The dollar index has surged, and the global equity markets have been beaten down badly after the US Federal Reserve meeting outcome. The Fed reduced their policy rates by 25-basis points (bps) in its meeting on Wednesday. This was in line with the market expectation. Now, the Fed Fund Rate (FFR) stands are 4.25-4.5 per cent.
The dollar index surged from around 107 to 108.25, the highest since November 2022. The Dow Jones Industrial Average (42,327) tumbled over 2.5 per cent on Wednesday. The major Asian equity indices are all down in the range of 0.5 to 1.5 per cent today. In India, the benchmark indices, the Sensex and Nifty 50 are down over a per cent each.
The surprise for the markets and the trigger for the sell-off in equities came from the Fed’s economic projections. The US Fed now has left the doors open for just a total of another 50-bps rate cut for the whole of 2025. In its previous forecast made in September, the Fed had projected a total of 100-bps rate cut next year.
In addition to this the forecast for inflation was also revised higher. In September, US Personal Consumption Expenditure (PCE), the Fed’s inflation gauge was projected to be at 2.1 per cent next year. This has been revised higher and now the central bank expects the PCE to be at 2.5 per cent in 2025. This implies that even after rising interest rates to the highest level in nearly 17 years, efforts to bring inflation to the target 2 per cent still remains challenging.
So, high inflation projection seems to have forced the US Fed to slow down the pace of rate cuts next year. In the press conference, the US Fed Chairman Jerome Powell said that they will be more cautious going forward. He also indicated that the slow pace of rate cuts next year is due to the high inflation expectation and the uncertainty surrounding it.
The dollar index (108.10) is looking strong on the charts with support in the 106-105.50 region. A strong follow-through rise from here can take it up to 110-111 in the next few weeks.
From a long-term perspective, the dollar index has potential to target 118 in the first half of next year.
So, a strong dollar will add more pressure on the other currencies, especially that of the emerging markets. The Indian Rupee (USDINR: 85.05) fell to a new low of 85.06 in early trades today. There is some support at 85.10. A break below it can take the rupee down to 85.30 in the short term.

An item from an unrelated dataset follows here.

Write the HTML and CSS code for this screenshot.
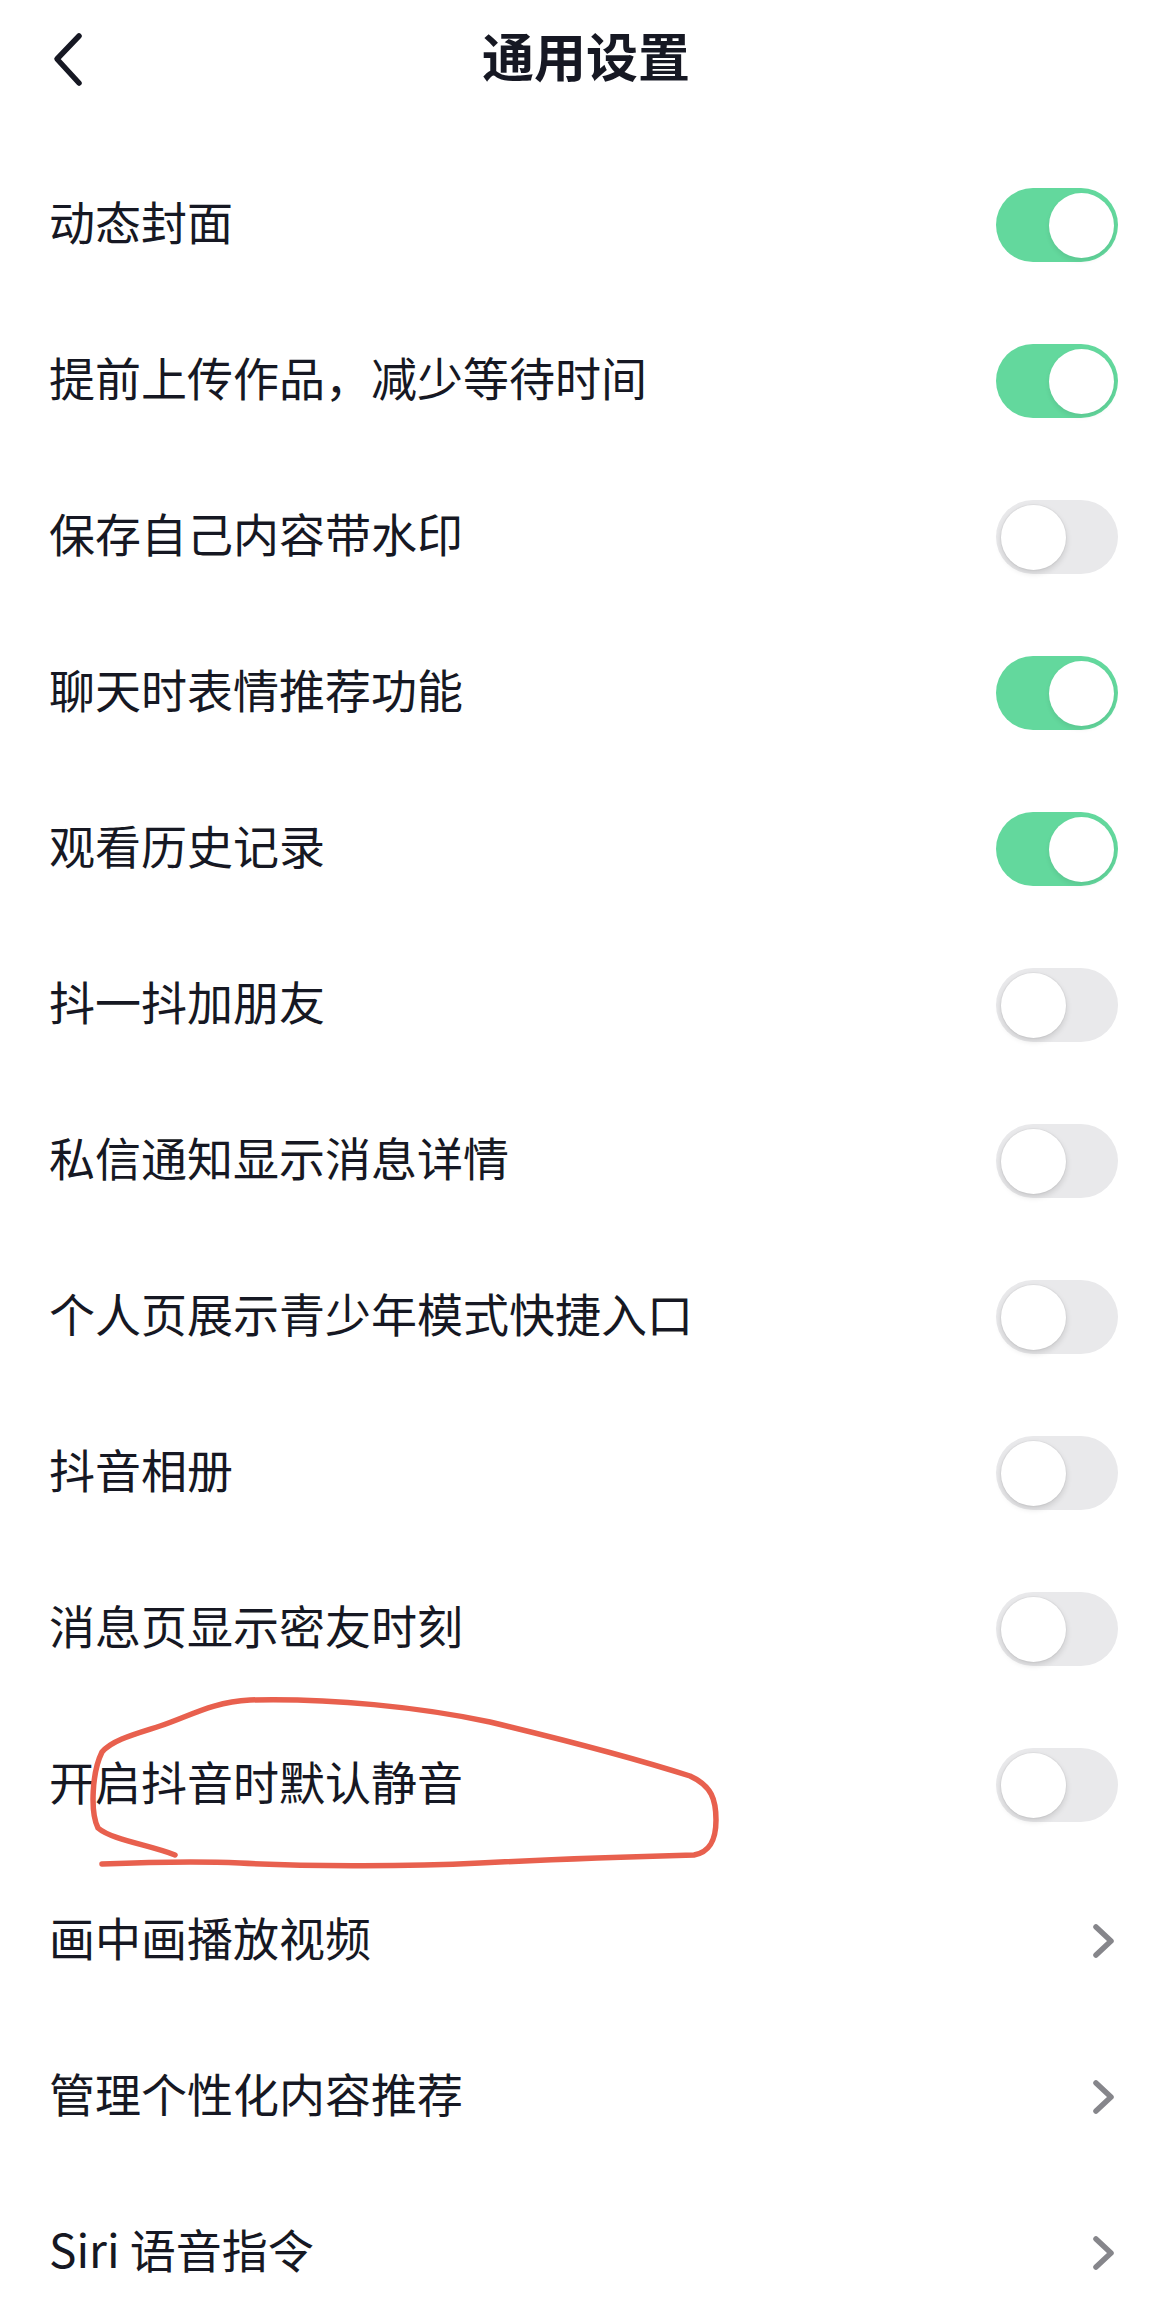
FILE: index.html
```html
<!DOCTYPE html>
<html>
<head>
    <meta charset="utf-8">
    <title>通用设置</title>
    <link rel="stylesheet" href="styles.css">
</head>
<body>
    <div class="page">
        <div class="header">
            <a class="back" href="#">
                <svg width="40" height="64" viewBox="0 0 40 64">
                    <path d="M26 10 L4 33 L26 57" fill="none" stroke="#161823" stroke-width="5.5" stroke-linecap="round" stroke-linejoin="round"/>
                </svg>
            </a>
            <h1>通用设置</h1>
            <span></span>
        </div>

        <div class="list">
            <div class="row"><span class="label">动态封面</span><span class="switch on"><span class="knob"></span></span></div>
            <div class="row"><span class="label">提前上传作品，减少等待时间</span><span class="switch on"><span class="knob"></span></span></div>
            <div class="row"><span class="label">保存自己内容带水印</span><span class="switch"><span class="knob"></span></span></div>
            <div class="row"><span class="label">聊天时表情推荐功能</span><span class="switch on"><span class="knob"></span></span></div>
            <div class="row"><span class="label">观看历史记录</span><span class="switch on"><span class="knob"></span></span></div>
            <div class="row"><span class="label">抖一抖加朋友</span><span class="switch"><span class="knob"></span></span></div>
            <div class="row"><span class="label">私信通知显示消息详情</span><span class="switch"><span class="knob"></span></span></div>
            <div class="row"><span class="label">个人页展示青少年模式快捷入口</span><span class="switch"><span class="knob"></span></span></div>
            <div class="row"><span class="label">抖音相册</span><span class="switch"><span class="knob"></span></span></div>
            <div class="row"><span class="label">消息页显示密友时刻</span><span class="switch"><span class="knob"></span></span></div>
            <div class="row"><span class="label">开启抖音时默认静音</span><span class="switch"><span class="knob"></span></span></div>
            <div class="row link"><span class="label">画中画播放视频</span>
                <svg class="chevron" width="24" height="36" viewBox="0 0 24 36"><path d="M4 4 L19 18 L4 32" fill="none" stroke="#86868b" stroke-width="5.5" stroke-linecap="round" stroke-linejoin="round"/></svg>
            </div>
            <div class="row link"><span class="label">管理个性化内容推荐</span>
                <svg class="chevron" width="24" height="36" viewBox="0 0 24 36"><path d="M4 4 L19 18 L4 32" fill="none" stroke="#86868b" stroke-width="5.5" stroke-linecap="round" stroke-linejoin="round"/></svg>
            </div>
            <div class="row link"><span class="label">Siri 语音指令</span>
                <svg class="chevron" width="24" height="36" viewBox="0 0 24 36"><path d="M4 4 L19 18 L4 32" fill="none" stroke="#86868b" stroke-width="5.5" stroke-linecap="round" stroke-linejoin="round"/></svg>
            </div>
        </div>

        <!-- hand-drawn red mark around the mute row -->
        <svg class="scribble" width="740" height="190" viewBox="0 1690 740 190">
            <path d="M175 1855 C150 1845, 112 1840, 98 1828 C90 1812, 92 1772, 102 1752 C112 1740, 135 1734, 160 1726 C190 1716, 212 1702, 250 1700 C330 1698, 420 1707, 490 1722 C565 1740, 640 1760, 690 1776 C712 1786, 716 1800, 716 1820 C716 1840, 710 1852, 694 1855 C620 1857, 540 1860, 480 1863 C400 1867, 300 1866, 240 1863 C200 1861, 150 1862, 102 1864" fill="none" stroke="#e8604e" stroke-width="5.5" stroke-linecap="round" stroke-linejoin="round"/>
        </svg>
    </div>
</body>
</html>
```

FILE: styles.css
```css
/* Settings page */

body {
    margin: 0;
    padding: 0;
    background-color: #fff;
    font-family: "Noto Sans CJK SC", sans-serif;
    color: #161823;
}

.page {
    position: relative;
    width: 1170px;
}

.header {
    display: grid;
    grid-template-columns: 1fr auto 1fr;
    align-items: center;
    height: 115px;
}

.back {
    display: flex;
    align-items: center;
    padding-left: 53px;
}

h1 {
    margin: 0;
    font-size: 52px;
    font-weight: 700;
    line-height: 1;
    padding: 0 0 6px 2px;
}

.list {
    padding-top: 32px;
}

.row {
    display: flex;
    align-items: center;
    justify-content: space-between;
    height: 156px;
    padding: 0 52px 0 49px;
}

.label {
    font-size: 46px;
    line-height: 1;
    padding-bottom: 10px;
}

.switch {
    display: flex;
    align-items: center;
    box-sizing: border-box;
    width: 122px;
    height: 74px;
    padding: 4.5px;
    border-radius: 37px;
    background-color: #e9e9eb;
}

.switch.on {
    justify-content: flex-end;
    background-color: #63d89d;
}

.knob {
    width: 65px;
    height: 65px;
    border-radius: 50%;
    background-color: #fff;
    box-shadow: 0 3px 6px rgba(0, 0, 0, 0.14), 0 0 0 1px rgba(0, 0, 0, 0.03);
}

.switch.on .knob {
    box-shadow: 0 3px 5px rgba(0, 0, 0, 0.08);
}

.chevron {
    margin-right: 2px;
}

.scribble {
    position: absolute;
    left: 0;
    top: 1690px;
}
```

The US 10Yr Treasury yield (4.52 per cent) has just risen above a very crucial level of 4.5 per cent. If it continues to stay above 4.5 per cent, then there is room for it to rise towards 4.8 per cent in the coming weeks. This can aid the dollar index to go up and in turn will add more pressure to the equity markets.
The Dow Jones Industrial Average (42,327) has room for a fall to 41,500. Intermediate support is at 42,150 from where a short-lived corrective bounce to 43,000 is a possibility. The level of 41,500 is a strong support where the current fall can halt possibly.
On the domestic front, the Nifty 50 (23,965) has been dragged below the key support level of 24,200. Immediate support is at 23,800. A fall below this support can take the index down to 23,500.